TASK BRIEF: Copy out the listing that follows, exactly, without its pictures.

--- BEGIN MATERIAL FOR THE TASK ---

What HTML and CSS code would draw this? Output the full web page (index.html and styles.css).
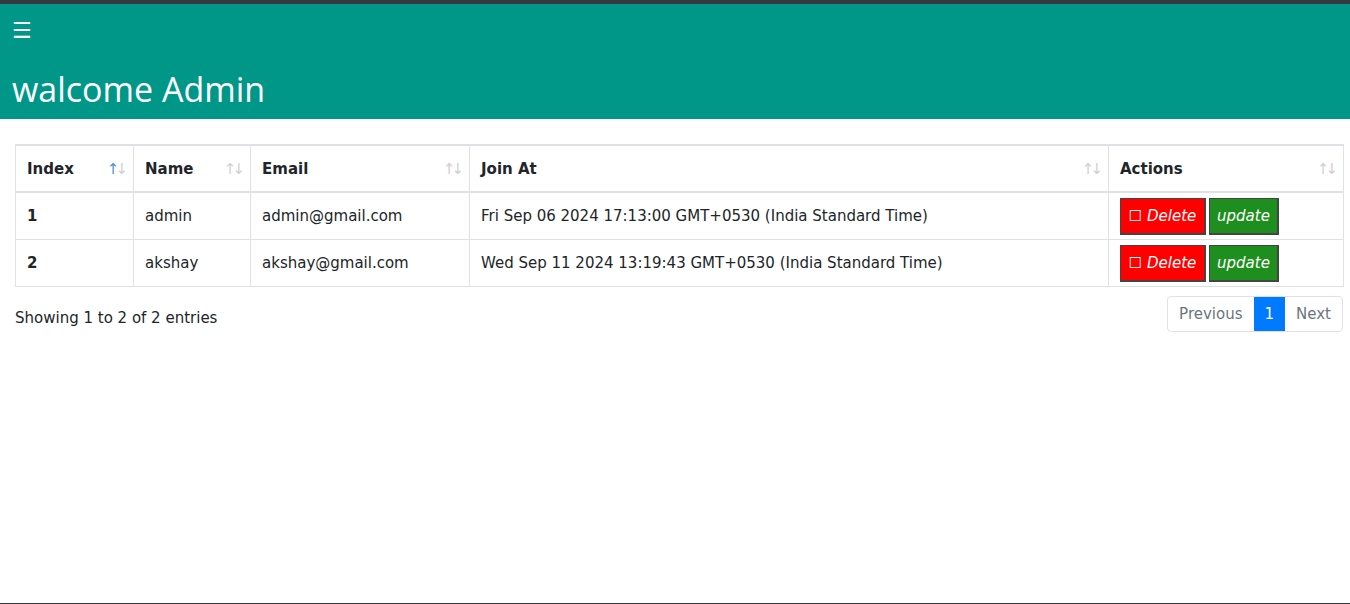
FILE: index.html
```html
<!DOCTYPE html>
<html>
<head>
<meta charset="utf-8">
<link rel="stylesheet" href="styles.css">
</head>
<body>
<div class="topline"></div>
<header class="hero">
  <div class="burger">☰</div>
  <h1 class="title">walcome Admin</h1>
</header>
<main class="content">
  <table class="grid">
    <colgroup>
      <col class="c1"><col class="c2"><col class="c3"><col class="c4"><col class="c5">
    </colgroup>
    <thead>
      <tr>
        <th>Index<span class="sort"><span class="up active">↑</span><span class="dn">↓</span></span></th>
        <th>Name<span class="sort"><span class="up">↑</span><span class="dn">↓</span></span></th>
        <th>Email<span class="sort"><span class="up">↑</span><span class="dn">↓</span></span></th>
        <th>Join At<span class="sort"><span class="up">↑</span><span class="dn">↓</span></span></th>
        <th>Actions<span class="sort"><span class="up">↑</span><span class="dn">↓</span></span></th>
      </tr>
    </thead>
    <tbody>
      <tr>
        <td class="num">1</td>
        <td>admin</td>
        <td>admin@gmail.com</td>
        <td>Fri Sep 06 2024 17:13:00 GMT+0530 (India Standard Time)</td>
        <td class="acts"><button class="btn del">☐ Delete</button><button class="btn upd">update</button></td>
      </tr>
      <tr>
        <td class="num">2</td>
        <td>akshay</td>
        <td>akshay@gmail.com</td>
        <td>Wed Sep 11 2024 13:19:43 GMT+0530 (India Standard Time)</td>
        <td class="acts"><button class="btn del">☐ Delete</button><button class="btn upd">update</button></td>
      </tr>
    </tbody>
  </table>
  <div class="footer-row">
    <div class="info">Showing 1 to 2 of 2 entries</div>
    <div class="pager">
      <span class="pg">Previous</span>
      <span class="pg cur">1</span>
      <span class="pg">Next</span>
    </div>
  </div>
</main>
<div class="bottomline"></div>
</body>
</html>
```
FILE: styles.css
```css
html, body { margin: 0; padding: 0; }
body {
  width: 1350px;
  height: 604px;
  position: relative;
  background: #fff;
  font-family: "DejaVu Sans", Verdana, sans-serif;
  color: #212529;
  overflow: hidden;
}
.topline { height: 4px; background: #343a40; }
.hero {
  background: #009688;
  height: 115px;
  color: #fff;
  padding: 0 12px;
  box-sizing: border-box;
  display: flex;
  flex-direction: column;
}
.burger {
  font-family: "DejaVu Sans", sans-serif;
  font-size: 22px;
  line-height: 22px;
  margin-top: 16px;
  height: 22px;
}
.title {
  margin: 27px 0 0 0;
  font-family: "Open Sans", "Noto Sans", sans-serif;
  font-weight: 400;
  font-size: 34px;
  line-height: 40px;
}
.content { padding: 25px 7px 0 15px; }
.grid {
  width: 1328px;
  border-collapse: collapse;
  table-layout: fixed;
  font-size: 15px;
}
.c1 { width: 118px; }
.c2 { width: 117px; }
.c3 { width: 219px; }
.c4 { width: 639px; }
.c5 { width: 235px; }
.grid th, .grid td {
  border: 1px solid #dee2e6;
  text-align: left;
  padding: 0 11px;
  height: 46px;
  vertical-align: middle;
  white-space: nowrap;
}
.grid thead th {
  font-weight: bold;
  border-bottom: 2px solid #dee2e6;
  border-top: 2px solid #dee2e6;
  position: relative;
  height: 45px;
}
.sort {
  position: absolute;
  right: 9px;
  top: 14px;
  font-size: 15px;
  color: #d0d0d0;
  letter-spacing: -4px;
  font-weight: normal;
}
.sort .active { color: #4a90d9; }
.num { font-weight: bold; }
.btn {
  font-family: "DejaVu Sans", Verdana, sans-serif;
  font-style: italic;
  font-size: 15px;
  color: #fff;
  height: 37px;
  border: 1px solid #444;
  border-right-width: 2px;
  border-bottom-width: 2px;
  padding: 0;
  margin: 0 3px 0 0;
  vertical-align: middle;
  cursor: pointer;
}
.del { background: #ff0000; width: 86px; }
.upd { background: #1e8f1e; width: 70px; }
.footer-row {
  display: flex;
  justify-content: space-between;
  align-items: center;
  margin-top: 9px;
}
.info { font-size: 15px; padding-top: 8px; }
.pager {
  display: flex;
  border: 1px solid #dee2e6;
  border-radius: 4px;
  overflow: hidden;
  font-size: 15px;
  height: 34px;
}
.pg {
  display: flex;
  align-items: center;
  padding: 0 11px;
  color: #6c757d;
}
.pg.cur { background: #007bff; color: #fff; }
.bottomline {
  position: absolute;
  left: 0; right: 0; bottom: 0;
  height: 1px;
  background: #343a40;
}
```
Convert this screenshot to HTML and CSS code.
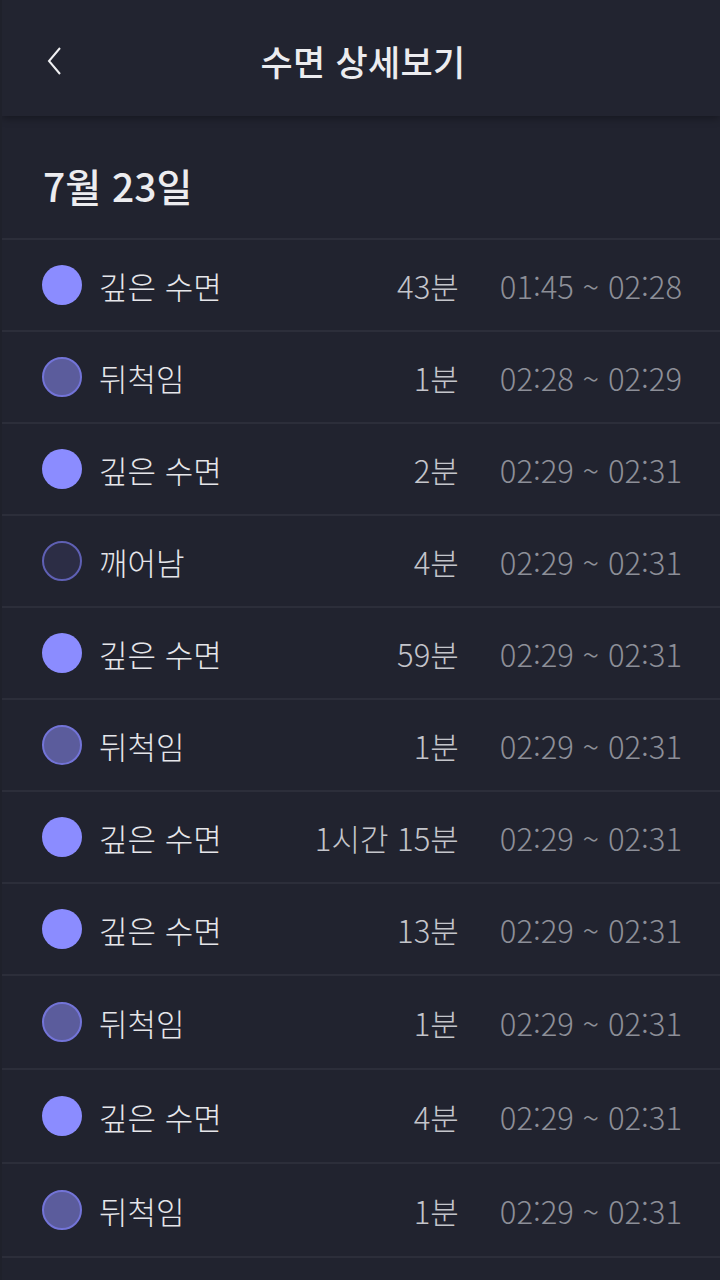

--- END MATERIAL FOR THE TASK ---

FINAL RESULT:
What HTML and CSS code would draw this? Output the full web page (index.html and styles.css).
FILE: index.html
```html
<!DOCTYPE html>
<html>
<head>
<meta charset="utf-8">
<link rel="stylesheet" href="styles.css">
</head>
<body>
<div class="topline"></div>
<header class="hero">
  <div class="burger">☰</div>
  <h1 class="title">walcome Admin</h1>
</header>
<main class="content">
  <table class="grid">
    <colgroup>
      <col class="c1"><col class="c2"><col class="c3"><col class="c4"><col class="c5">
    </colgroup>
    <thead>
      <tr>
        <th>Index<span class="sort"><span class="up active">↑</span><span class="dn">↓</span></span></th>
        <th>Name<span class="sort"><span class="up">↑</span><span class="dn">↓</span></span></th>
        <th>Email<span class="sort"><span class="up">↑</span><span class="dn">↓</span></span></th>
        <th>Join At<span class="sort"><span class="up">↑</span><span class="dn">↓</span></span></th>
        <th>Actions<span class="sort"><span class="up">↑</span><span class="dn">↓</span></span></th>
      </tr>
    </thead>
    <tbody>
      <tr>
        <td class="num">1</td>
        <td>admin</td>
        <td>admin@gmail.com</td>
        <td>Fri Sep 06 2024 17:13:00 GMT+0530 (India Standard Time)</td>
        <td class="acts"><button class="btn del">☐ Delete</button><button class="btn upd">update</button></td>
      </tr>
      <tr>
        <td class="num">2</td>
        <td>akshay</td>
        <td>akshay@gmail.com</td>
        <td>Wed Sep 11 2024 13:19:43 GMT+0530 (India Standard Time)</td>
        <td class="acts"><button class="btn del">☐ Delete</button><button class="btn upd">update</button></td>
      </tr>
    </tbody>
  </table>
  <div class="footer-row">
    <div class="info">Showing 1 to 2 of 2 entries</div>
    <div class="pager">
      <span class="pg">Previous</span>
      <span class="pg cur">1</span>
      <span class="pg">Next</span>
    </div>
  </div>
</main>
<div class="bottomline"></div>
</body>
</html>
```
FILE: styles.css
```css
html, body { margin: 0; padding: 0; }
body {
  width: 1350px;
  height: 604px;
  position: relative;
  background: #fff;
  font-family: "DejaVu Sans", Verdana, sans-serif;
  color: #212529;
  overflow: hidden;
}
.topline { height: 4px; background: #343a40; }
.hero {
  background: #009688;
  height: 115px;
  color: #fff;
  padding: 0 12px;
  box-sizing: border-box;
  display: flex;
  flex-direction: column;
}
.burger {
  font-family: "DejaVu Sans", sans-serif;
  font-size: 22px;
  line-height: 22px;
  margin-top: 16px;
  height: 22px;
}
.title {
  margin: 27px 0 0 0;
  font-family: "Open Sans", "Noto Sans", sans-serif;
  font-weight: 400;
  font-size: 34px;
  line-height: 40px;
}
.content { padding: 25px 7px 0 15px; }
.grid {
  width: 1328px;
  border-collapse: collapse;
  table-layout: fixed;
  font-size: 15px;
}
.c1 { width: 118px; }
.c2 { width: 117px; }
.c3 { width: 219px; }
.c4 { width: 639px; }
.c5 { width: 235px; }
.grid th, .grid td {
  border: 1px solid #dee2e6;
  text-align: left;
  padding: 0 11px;
  height: 46px;
  vertical-align: middle;
  white-space: nowrap;
}
.grid thead th {
  font-weight: bold;
  border-bottom: 2px solid #dee2e6;
  border-top: 2px solid #dee2e6;
  position: relative;
  height: 45px;
}
.sort {
  position: absolute;
  right: 9px;
  top: 14px;
  font-size: 15px;
  color: #d0d0d0;
  letter-spacing: -4px;
  font-weight: normal;
}
.sort .active { color: #4a90d9; }
.num { font-weight: bold; }
.btn {
  font-family: "DejaVu Sans", Verdana, sans-serif;
  font-style: italic;
  font-size: 15px;
  color: #fff;
  height: 37px;
  border: 1px solid #444;
  border-right-width: 2px;
  border-bottom-width: 2px;
  padding: 0;
  margin: 0 3px 0 0;
  vertical-align: middle;
  cursor: pointer;
}
.del { background: #ff0000; width: 86px; }
.upd { background: #1e8f1e; width: 70px; }
.footer-row {
  display: flex;
  justify-content: space-between;
  align-items: center;
  margin-top: 9px;
}
.info { font-size: 15px; padding-top: 8px; }
.pager {
  display: flex;
  border: 1px solid #dee2e6;
  border-radius: 4px;
  overflow: hidden;
  font-size: 15px;
  height: 34px;
}
.pg {
  display: flex;
  align-items: center;
  padding: 0 11px;
  color: #6c757d;
}
.pg.cur { background: #007bff; color: #fff; }
.bottomline {
  position: absolute;
  left: 0; right: 0; bottom: 0;
  height: 1px;
  background: #343a40;
}
```
Convert this screenshot to HTML and CSS code.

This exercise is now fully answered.